O psiquiatra Daniel Sampaio disse há poucas semanas que «consegue-se uma boa adolescência através de uma boa infância». Subscreve?
Não podia estar mais de acordo. Quanto melhor for nutrida a infância, melhor será a adolescência. Os primeiros anos das nossas vidas são, de facto, muito importantes. Se as pessoas tiverem uma infância harmoniosa, com um amor incondicional por parte dos pais, com comunicação fluente, em que a sua opinião é tida em conta, certamente que cria uma auto-estima mais robusta. Tal permite preparar para uma adolescência de auto-descoberta, mas o jovem sabe que tem sempre um porto seguro onde pode partilhar os seus desafios ou as suas angústias.
O professor Carlos Neto, que já entrevistámos para este jornal, é um dos maiores especialistas mundiais na área da brincadeira e do jogo e da sua importância para as crianças. Hoje em dia, é mais seguro brincar na rua ou brincar fechado no quarto, com um telemóvel na mão ou num videojogo?
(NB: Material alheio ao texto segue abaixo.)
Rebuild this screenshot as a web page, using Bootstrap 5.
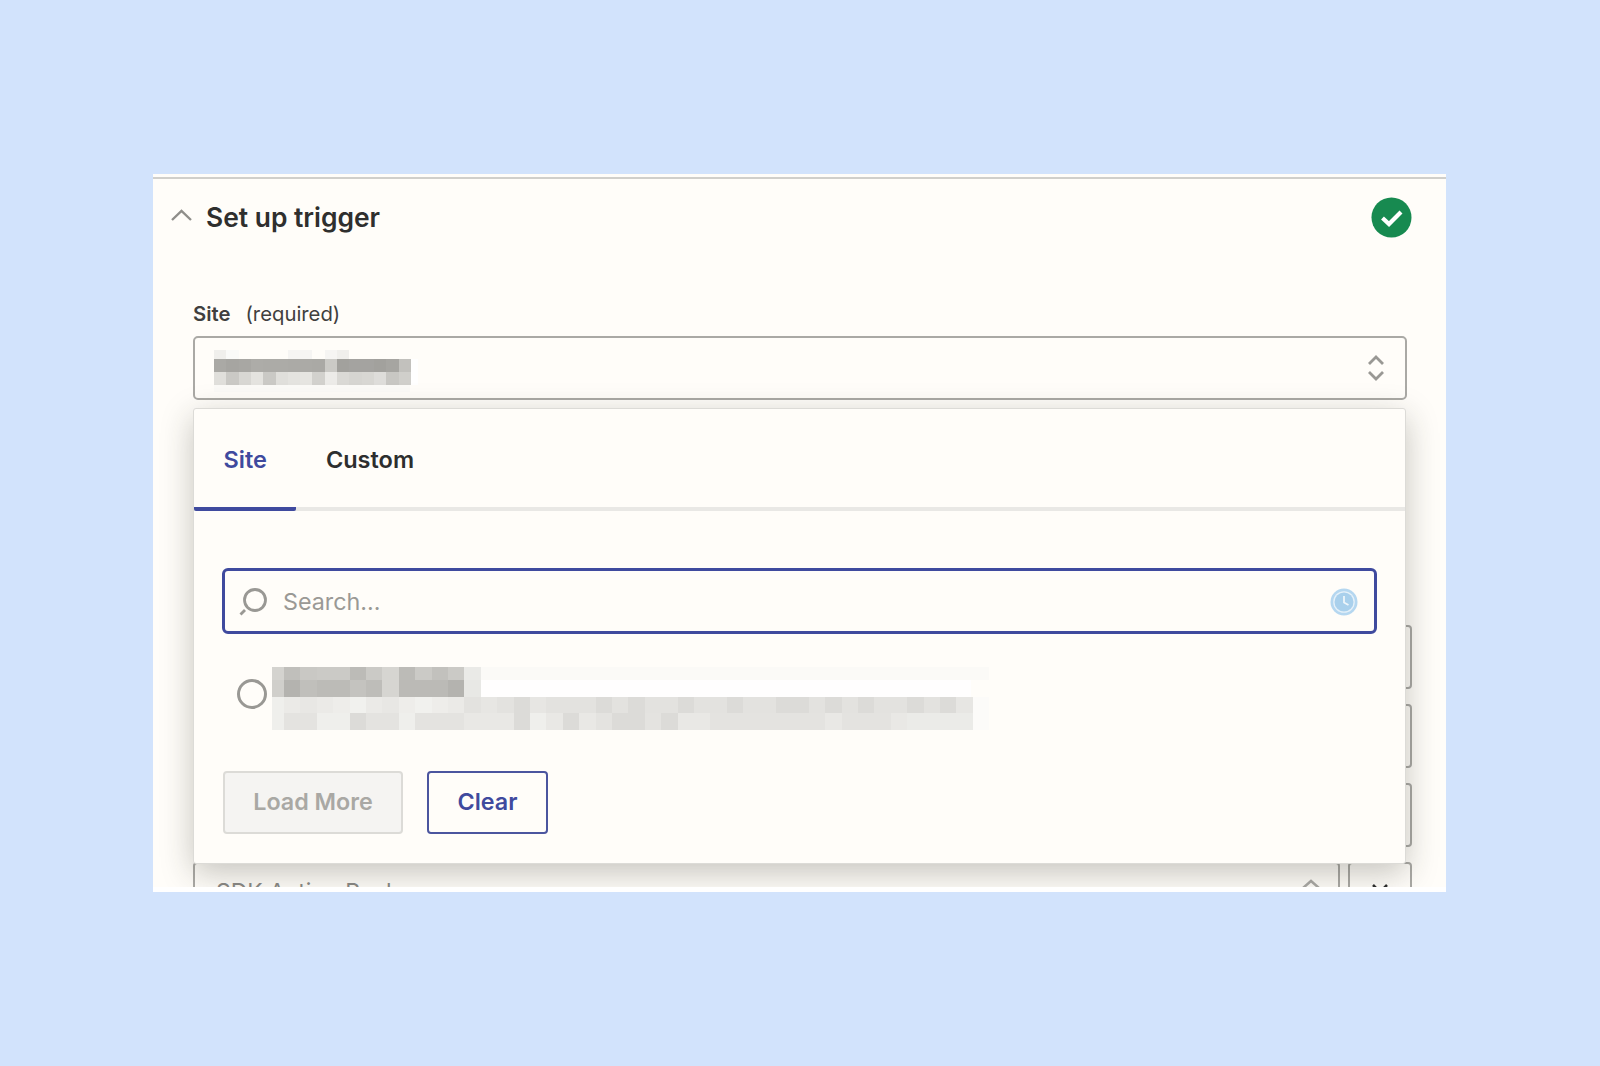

Depende do sítio da rua onde se está a brincar ou do jogo que se está a jogar. Mas faz todo o sentido o que o professor Carlos Neto defende: há todo um corpo que tem de ser desafiado e experimentado. Os jovens estão muito fechados nos quartos. Há pouca experiência física e de movimento do corpo. A procura da segurança acaba por limitar, um pouco, a procura do jovem pelo seu próprio corpo e pelo espaço onde se insere. Quando os cuidadores tentam limitar os movimentos das crianças pelo fator segurança, também lhes estamos a transmitir que elas não são capazes, potenciando o medo. No futuro, na idade adulta, será mais difícil tomarem decisões. Resultado: pouca autonomia e maior ansiedade.
«A Geração Ansiosa - Como a Grande Reconfiguração da Infância está a provocar uma Epidemia de Doença Mental», um livro da autoria de Jonathan Haidt, aborda, sobretudo, o condicionamento que o mundo digital está a ter nos processos cognitivos. Esta geração está dominada por esta ansiedade incontrolável?
Sim, a ansiedade carateriza muito estas novas gerações, mas não só dos filhos, os pais também. Temos assistido a um aumento significativo de casos de ansiedade nas crianças e nos adolescentes, seja pelo contexto social, cultural, escolar ou familiar. Os jovens mostram-se muito preocupados com o que aconteceu ou por antecipação, com o que vai acontecer. Muito preocupados com o seu desempenho, muito preocupados em errar, não valorizando a importância do erro. Esta é uma questão muito cultural, mas os jovens podem e devem falhar, até porque estão na idade para isso. As redes sociais também são fortemente potenciadoras da ansiedade, porque ali tudo é perfeito.
A CARA DA NOTÍCIA
Experiência em contexto hospitalar e extra-hospitalar
Natural de Setúbal, Ana Teresa Prata é médica especialista em psiquiatria da infância e adolescência. Tem o mestrado integrado em Medicina pela Faculdade de Medicina da Universidade de Lisboa (2011). Pós-graduada em Neurodesenvolvimento em Pediatria, pela Universidade Católica (2014). tendo realizado o internato complementar no Centro Hospitalar Universitário de Lisboa Central (2013-2018), onde posteriormente exerceu como assistente hospitalar (2018-2021). Exerce atualmente no Centro Hospitalar de Setúbal. Em contexto extra-hospitalar, exerce funções de direção clínica na Mentes Inquietas - Clínica do Desenvolvimento, Comportamento e Emoções. Pertenceu ao Grupo de Trabalho do Colégio de Psiquiatria da Infância e da Adolescência da Ordem dos Médicos para o estudo da diversidade de género na infância e adolescência.